◆ **PROVIDED INFORMATION**
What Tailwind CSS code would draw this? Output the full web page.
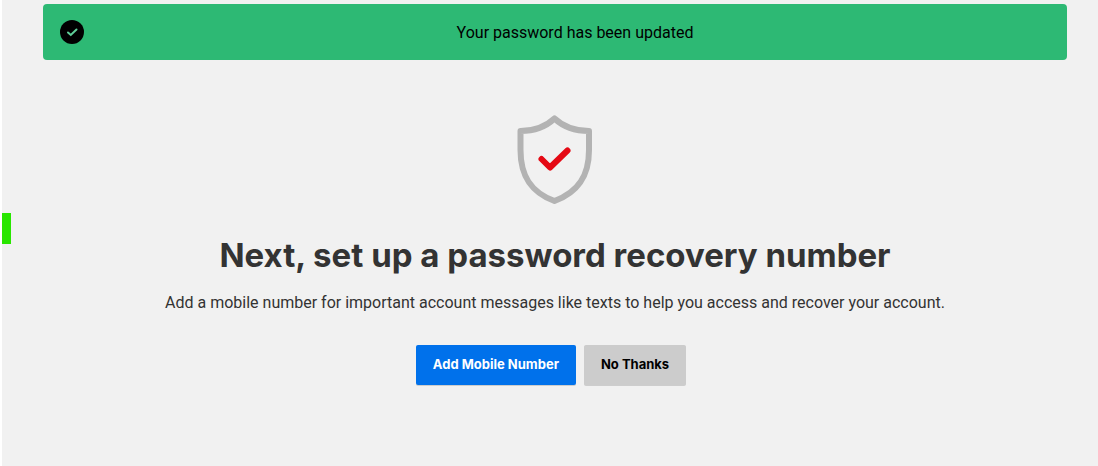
<!DOCTYPE html>
<html lang="en">
<head>
    <meta charset="UTF-8">
    <meta name="viewport" content="width=device-width, initial-scale=1.0">
    <title>Password updated</title>
    <script src="https://cdn.jsdelivr.net/npm/@tailwindcss/browser@4"></script>
</head>
<body class="relative min-h-screen border-l-2 border-white bg-[#f1f1f1] font-['Roboto','Liberation_Sans',sans-serif] text-[#333]">
    <div class="absolute -left-px top-[213px] h-[31px] w-[10px] bg-[#29e600]"></div>

    <main class="pt-1 pr-[31px] pl-[41px]">
        <div role="status" class="flex h-14 items-center gap-4 rounded bg-[#2db974] px-4 text-black">
            <svg class="size-6 shrink-0 overflow-visible" viewBox="0 0 24 24" fill="none" aria-hidden="true">
                <circle cx="13" cy="12" r="12" fill="#000"/>
                <path d="M9 12.500l2.800 2.500 5.700-5.500" stroke="#5fce98" stroke-width="2" stroke-linecap="round"/>
            </svg>
            <p class="grow pt-px text-center text-base">Your password has been updated</p>
        </div>

        <section class="flex flex-col items-center pt-[54px] text-center">
            <svg class="h-[92px] w-20" viewBox="0 0 80 92" fill="none" stroke-linecap="round" stroke-linejoin="round" aria-hidden="true">
                <path d="M39.500 4.500C31 12.500 20 17 5.500 17V36C5.500 61 15 78 39.500 87C64 78 74 61 74 36V17C60 17 48 12.500 39.500 4.500Z" stroke="#b3b3b3" stroke-width="6"/>
                <path d="M26.500 45L35 53.500L52.500 36.500" stroke="#e50914" stroke-width="6"/>
            </svg>
            <h1 class="mt-6 font-['Inter','Liberation_Sans',sans-serif] text-[33px] leading-[50px] font-bold">Next, set up a password recovery number</h1>
            <p class="mt-[11px] text-base leading-6">Add a mobile number for important account messages like texts to help you access and recover your account.</p>
            <div class="mt-[30px] flex pb-10 font-['Inter','Liberation_Sans',sans-serif]">
                <button type="button" class="mr-2 h-10 rounded-xs bg-[#0071eb] px-[17px] text-[13px] font-bold text-white shadow-[0_1px_0_rgba(0,0,0,0.15)]">Add Mobile Number</button>
                <button type="button" class="mr-2 h-10 rounded-xs bg-[#ccc] px-[17px] text-[13px] font-bold text-black shadow-[0_1px_0_rgba(0,0,0,0.15)]">No Thanks</button>
            </div>
        </section>
    </main>
</body>
</html>
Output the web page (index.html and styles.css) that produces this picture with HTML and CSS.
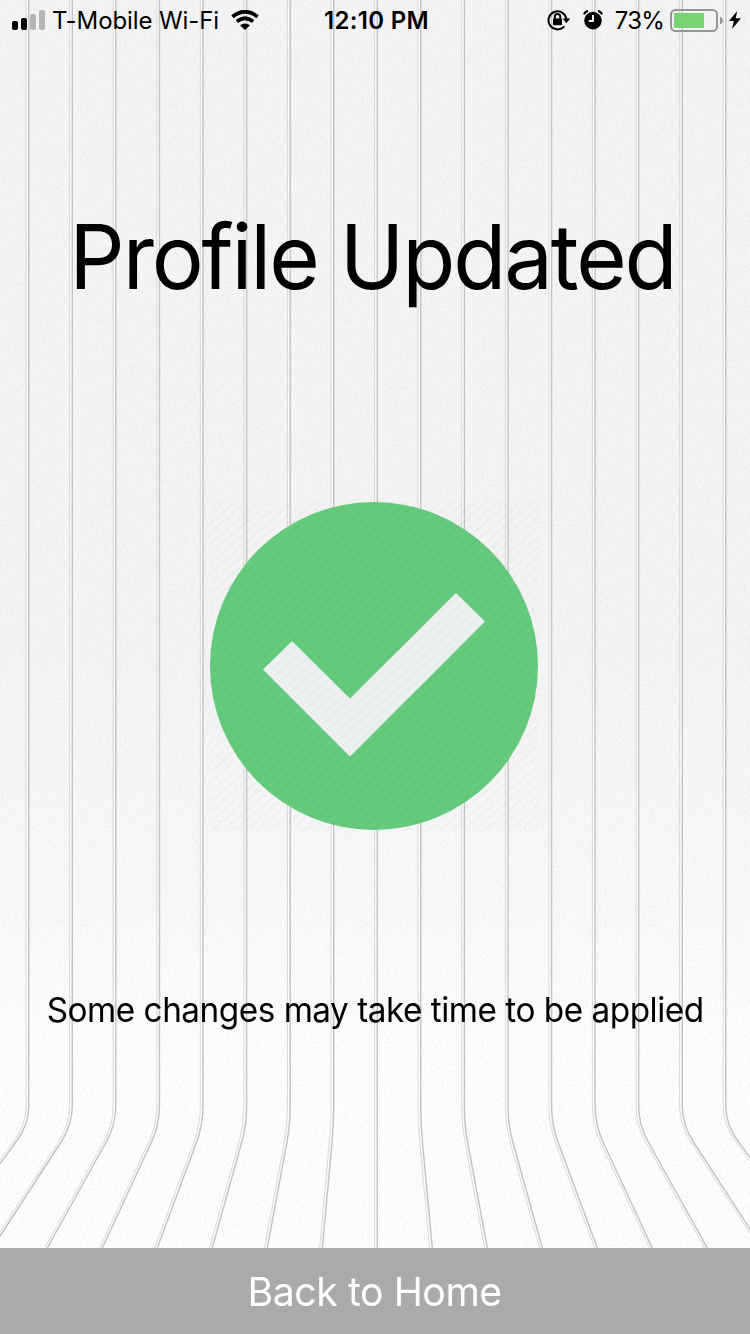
FILE: index.html
```html
<!DOCTYPE html>
<html lang="en">
<head>
<meta charset="utf-8">
<title>Profile Updated</title>
<link rel="stylesheet" href="styles.css">
</head>
<body>
<div class="screen">
  <svg class="backdrop" viewBox="0 0 750 1248" aria-hidden="true">
    <defs>
      <filter id="grain" x="0" y="0" width="100%" height="100%">
        <feTurbulence type="fractalNoise" baseFrequency="0.45" numOctaves="2" seed="4"/>
        <feColorMatrix values="0 0 0 0 0  0 0 0 0 0  0 0 0 0 0  0.08 0 0 0 -0.032"/>
      </filter>
      <g id="seams">
        <path d="M29 0V1106Q29 1125 16.2 1142L-62.5 1248"/>
        <path d="M72.5 0V1106Q72.5 1125 61.3 1142L-7.5 1248"/>
        <path d="M116 0V1106Q116 1125 106.4 1142L47.5 1248"/>
        <path d="M159.7 0V1106Q159.7 1125 151.7 1142L102.5 1248"/>
        <path d="M203.2 0V1106Q203.2 1125 196.8 1142L157.5 1248"/>
        <path d="M246.8 0V1106Q246.8 1125 242 1142L212.5 1248"/>
        <path d="M290.4 0V1106Q290.4 1125 287.2 1142L267.5 1248"/>
        <path d="M333.9 0V1106Q333.9 1125 332.3 1142L322.5 1248"/>
        <path d="M377.5 0V1248"/>
        <path d="M421 0V1106Q421 1125 422.6 1142L432.5 1248"/>
        <path d="M464.6 0V1106Q464.6 1125 467.8 1142L487.5 1248"/>
        <path d="M508.2 0V1106Q508.2 1125 513 1142L542.5 1248"/>
        <path d="M551.8 0V1106Q551.8 1125 558.2 1142L597.5 1248"/>
        <path d="M595.3 0V1106Q595.3 1125 603.3 1142L652.5 1248"/>
        <path d="M638.9 0V1106Q638.9 1125 648.5 1142L707.5 1248"/>
        <path d="M682.5 0V1106Q682.5 1125 693.7 1142L762.5 1248"/>
        <path d="M726 0V1106Q726 1125 738.8 1142L817.5 1248"/>
      </g>
    </defs>
    <rect width="750" height="1248" filter="url(#grain)"/>
    <use href="#seams" class="seam-glow" x="-1.4"/>
    <use href="#seams" class="seam-light" x="-2.9"/>
    <use href="#seams" class="seam-dark" x="-0.2"/>
  </svg>

  <header class="status">
    <div class="status-left">
      <svg class="signal" width="34" height="20" viewBox="0 0 34 20">
        <rect x="0" y="11" width="6" height="9" rx="2"/>
        <rect x="9" y="8" width="6" height="12" rx="2"/>
        <rect class="dim" x="18" y="4" width="6" height="16" rx="2"/>
        <rect class="dim" x="27" y="0" width="6" height="20" rx="2"/>
      </svg>
      <span class="carrier">T-Mobile Wi-Fi</span>
      <svg class="wifi" width="28" height="20" viewBox="0 0 28 20">
        <path class="arc" d="M1.4 6.800Q14-3.200 26.600 6.800"/>
        <path class="arc" d="M5.800 11.400Q14 5 22.200 11.400"/>
        <path d="M9 15.200Q14 11.600 19 15.200L14 20Z"/>
      </svg>
    </div>
    <time class="clock">12:10 PM</time>
    <div class="status-right">
      <svg class="lock" width="24" height="22" viewBox="0 0 24 22">
        <path class="ring" d="M17.2 17.4A9 9 0 1 1 19.4 10"/>
        <path d="M15.500 9.400H23.200L19.400 14.200Z"/>
        <rect x="6" y="9.400" width="9" height="6.800" rx="1"/>
        <path class="ring" d="M7.800 10V7.600a2.700 2.700 0 0 1 5.400 0V10"/>
      </svg>
      <svg class="alarm" width="20" height="20" viewBox="0 0 20 20">
        <circle cx="10" cy="10.600" r="8.800"/>
        <path class="bell" d="M1 4.400Q2 1.600 5 1M19 4.400Q18 1.600 15 1"/>
        <path class="hands" d="M10 5V11H5.700"/>
      </svg>
      <span class="percent">73%</span>
      <svg class="battery" width="54" height="23" viewBox="0 0 54 23">
        <rect class="case" x="1" y="1" width="46" height="21" rx="4.500"/>
        <rect class="charge" x="4" y="4" width="30" height="15"/>
        <path class="cap" d="M50 7.500Q53 9 53 11.500T50 15.500Z"/>
      </svg>
      <svg class="bolt" width="12" height="18" viewBox="0 0 12 18">
        <path d="M8.200 0L0 10H4.800L3 18L12 7.300H6.700Z"/>
      </svg>
    </div>
  </header>

  <main class="content">
    <h1 class="title">Profile Updated</h1>
    <svg class="badge" width="328" height="328" viewBox="0 0 328 328" role="img" aria-label="Success">
      <defs>
        <pattern id="hatch" width="7.500" height="7.500" patternUnits="userSpaceOnUse" patternTransform="rotate(49)">
          <rect width="3" height="7.500"/>
        </pattern>
      </defs>
      <circle class="disc" cx="164" cy="164" r="164"/>
      <path class="tick" d="M82 139L53 167.500L140 254.500L275 119.500L246 91L140 196.500Z"/>
      <rect class="hatching" width="328" height="328" fill="url(#hatch)"/>
    </svg>
    <p class="note">Some changes may take time to be applied</p>
  </main>

  <button class="home" type="button"><span class="home-label">Back to Home</span></button>
</div>
</body>
</html>
```

FILE: styles.css
```css
body {
  margin: 0;
  font-family: Inter, "Liberation Sans", sans-serif;
  color: #000;
}

.screen {
  position: relative;
  display: flex;
  flex-direction: column;
  width: 750px;
  height: 1334px;
  overflow: hidden;
  background: linear-gradient(#f5f5f5 0, #f5f5f5 650px, #f9f9f9 900px, #fefefe 1060px);
}

.backdrop {
  position: absolute;
  top: 0;
  left: 0;
  width: 750px;
  height: 1248px;
}

.seam-glow, .seam-light, .seam-dark { fill: none; }
.seam-glow { stroke: #fafafa; stroke-width: 2; }
.seam-light { stroke: #dadada; stroke-width: 1; }
.seam-dark { stroke: #c2c2c2; stroke-width: 1.4; }

.status, .content, .home { position: relative; }

.status {
  display: grid;
  grid-template-columns: 1fr auto 1fr;
  align-items: center;
  box-sizing: border-box;
  height: 40px;
  padding: 0 9px 0 12px;
  font-size: 24px;
  line-height: 40px;
}

.status-left, .status-right { display: flex; align-items: center; }
.status-right { justify-content: flex-end; }
.dim { fill: #b4b4b4; }
.carrier, .clock, .percent { padding-top: 2px; line-height: 38px; }
.carrier { margin-left: 6px; letter-spacing: -0.100px; white-space: nowrap; }
.wifi { margin-left: 12px; }
.arc { fill: none; stroke: #000; stroke-width: 3.800; }
.clock { font-weight: 600; letter-spacing: 0.300px; }
.ring { fill: none; stroke: #000; stroke-width: 2; }
.alarm { margin-left: 12px; }
.bell { fill: none; stroke: #000; stroke-width: 2; }
.hands { fill: none; stroke: #f5f5f5; stroke-width: 2; }
.percent { margin-left: 12px; letter-spacing: -0.800px; }
.battery { margin-left: 6px; }
.case { fill: none; stroke: #969696; stroke-width: 2; }
.charge { fill: #76d572; }
.cap { fill: #969696; }
.bolt { margin-left: 5px; }

.content {
  flex: 1;
  display: flex;
  flex-direction: column;
  align-items: center;
}

.title {
  margin: 162px 5px 0 0;
  font-size: 89.500px;
  font-weight: 400;
  line-height: 110px;
  letter-spacing: -2.250px;
  white-space: nowrap;
  transform: scaleX(0.97);
}

.badge { display: block; margin: 190px 2px 0 0; }
.disc { fill: #65ca7c; }
.tick { fill: #ecf0f1; }
.hatching { opacity: 0.016; }

.note {
  margin: 160px 0 0;
  font-size: 34px;
  line-height: 40px;
  letter-spacing: -0.500px;
  white-space: nowrap;
  transform: scaleX(0.98);
}

.home {
  height: 86px;
  padding: 2px 0 0;
  border: 0;
  background: #aaaaaa;
  color: #fff;
  font: 400 40px/84px Inter, "Liberation Sans", sans-serif;
  letter-spacing: -0.450px;
}

.home-label { display: inline-block; transform: scaleX(0.98); }
```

◆ **WHAT THIS TASK INVOLVES**
Start at the first line of the records and write out everything up to and including the line containing "-left-px top-[213px] h-[31px]". No pictures.

◆ **TASK RESPONSE**
What Tailwind CSS code would draw this? Output the full web page.
<!DOCTYPE html>
<html lang="en">
<head>
    <meta charset="UTF-8">
    <meta name="viewport" content="width=device-width, initial-scale=1.0">
    <title>Password updated</title>
    <script src="https://cdn.jsdelivr.net/npm/@tailwindcss/browser@4"></script>
</head>
<body class="relative min-h-screen border-l-2 border-white bg-[#f1f1f1] font-['Roboto','Liberation_Sans',sans-serif] text-[#333]">
    <div class="absolute -left-px top-[213px] h-[31px] w-[10px] bg-[#29e600]"></div>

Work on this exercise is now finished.